Investigation of vortex-induced vibration response of rectangular prisms with various aspect ratios

Rectangular prisms are typical bluff bodies that exhibit highly unstable flow fields and have long been a focal point in vortex-induced vibration (VIV) research. By governing key behaviors such as shear layer separation, reattachment, and vortex shedding, the variation in aspect ratio alters the flow topology around rectangular prisms, thereby leading to distinct flow field characteristics and ultimately dictating the VIV responses of rectangular prisms with different aspect ratios. However, systematic investigations into VIV across a broad range of aspect ratios are limited, particularly regarding how aerodynamic geometry influences the underlying vortex dynamics.

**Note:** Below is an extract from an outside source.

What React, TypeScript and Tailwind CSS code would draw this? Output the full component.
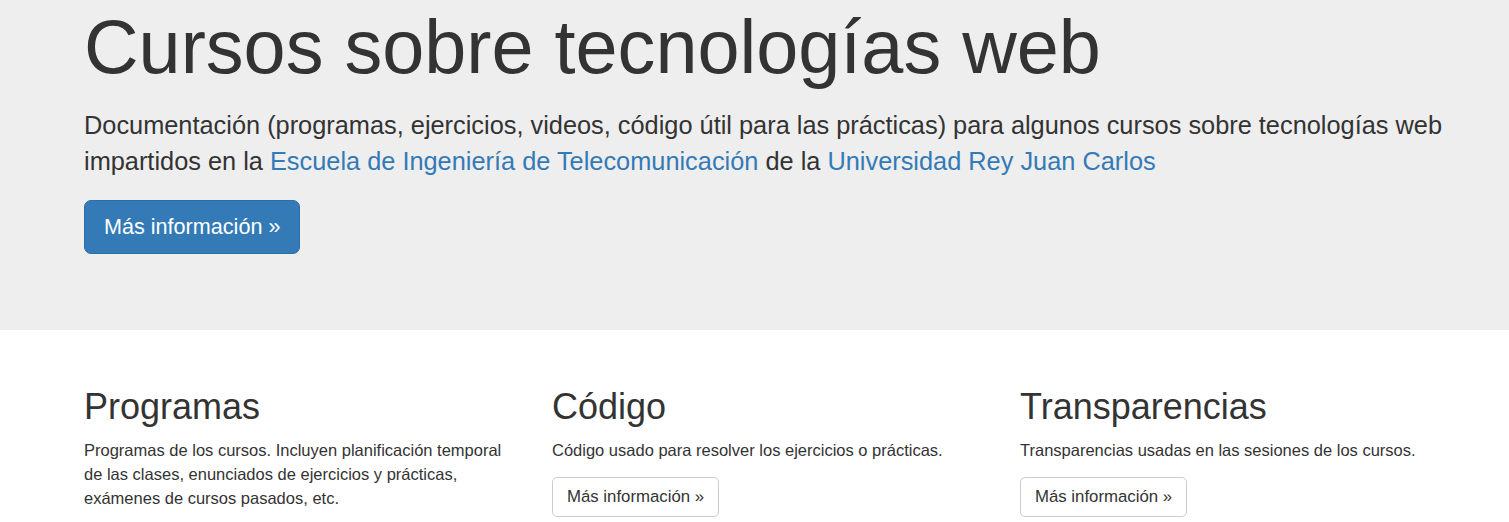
import React from "react";

const cols = [
  {
    title: "Programas",
    text: "Programas de los cursos. Incluyen planificación temporal de las clases, enunciados de ejercicios y prácticas, exámenes de cursos pasados, etc.",
  },
  { title: "Código", text: "Código usado para resolver los ejercicios o prácticas." },
  { title: "Transparencias", text: "Transparencias usadas en las sesiones de los cursos." },
];

export default function App() {
  return (
    <div className="min-h-[522px] bg-white text-[#333] font-['Liberation_Sans',Arial,sans-serif] text-[16.5px] leading-[24px]">
      <div className="bg-[#eeeeee] pb-[57.6px]">
        <div className="pl-[84px] pr-[52px]">
          <h1 className="pt-[6px] text-[75.6px] leading-[83px] mb-[18px] text-[#333]">
            Cursos sobre tecnologías web
          </h1>
          <p className="text-[25.35px] leading-[36px] mb-[21px]">
            Documentación (programas, ejercicios, videos, código útil para las prácticas) para algunos cursos sobre
            tecnologías web impartidos en la{" "}
            <a className="text-[#337ab7]" href="#">
              Escuela de Ingeniería de Telecomunicación
            </a>{" "}
            de la{" "}
            <a className="text-[#337ab7]" href="#">
              Universidad Rey Juan Carlos
            </a>
          </p>
          <p className="mb-[18px]">
            <a
              href="#"
              className="inline-block bg-[#337ab7] border border-[#2e6da4] text-white rounded-[7px] px-[19px] py-[12px] text-[21.6px] leading-[28px]"
            >
              Más información »
            </a>
          </p>
        </div>
      </div>
      <div className="mt-[33px] pl-[84px] grid grid-cols-[468px_468px_468px]">
        {cols.map((c) => (
          <div key={c.title} className="pr-[36px]">
            <h2 className="mt-[24px] mb-[12px] text-[36px] leading-[39.6px]">{c.title}</h2>
            <p className="mb-[15px]">{c.text}</p>
            {c.title !== "Programas" && (
              <a
                href="#"
                className="inline-block border border-[#ccc] rounded-[5px] px-[14px] py-[7px] text-[16.8px] leading-[24px] text-[#333] bg-white"
              >
                Más información »
              </a>
            )}
          </div>
        ))}
      </div>
    </div>
  );
}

Consequently, this study presents a series of wind tunnel experiments conducted on ten rectangular models with aspect ratios ranging from 1 to 10. The experiments focused on vertical VIV, encompassing VIV response tests under multiple mass-damping ratio conditions and smoke-wire flow visualizations at wind speeds corresponding to the maximum VIV response. The results demonstrate that both the VIV response and its sensitivity to damping vary significantly with the aspect ratio. Based on these observations, the rectangular prisms are classified into two distinct aerodynamic shapes: “mass-damping sensitive” and “mass-damping insensitive” aerodynamic shapes. Flow visualization further indicates that the aspect ratio governs the evolution of the flow structure to a large extent. The shear layers formed by flow separation exhibit distinct flow characteristics on the surfaces of models with different aspect ratios, and these discrepancies provide the physical basis for the divergence in VIV responses. Based on these experimental findings, the VIV mechanisms for rectangular prisms with various aspect ratios are systematically classified.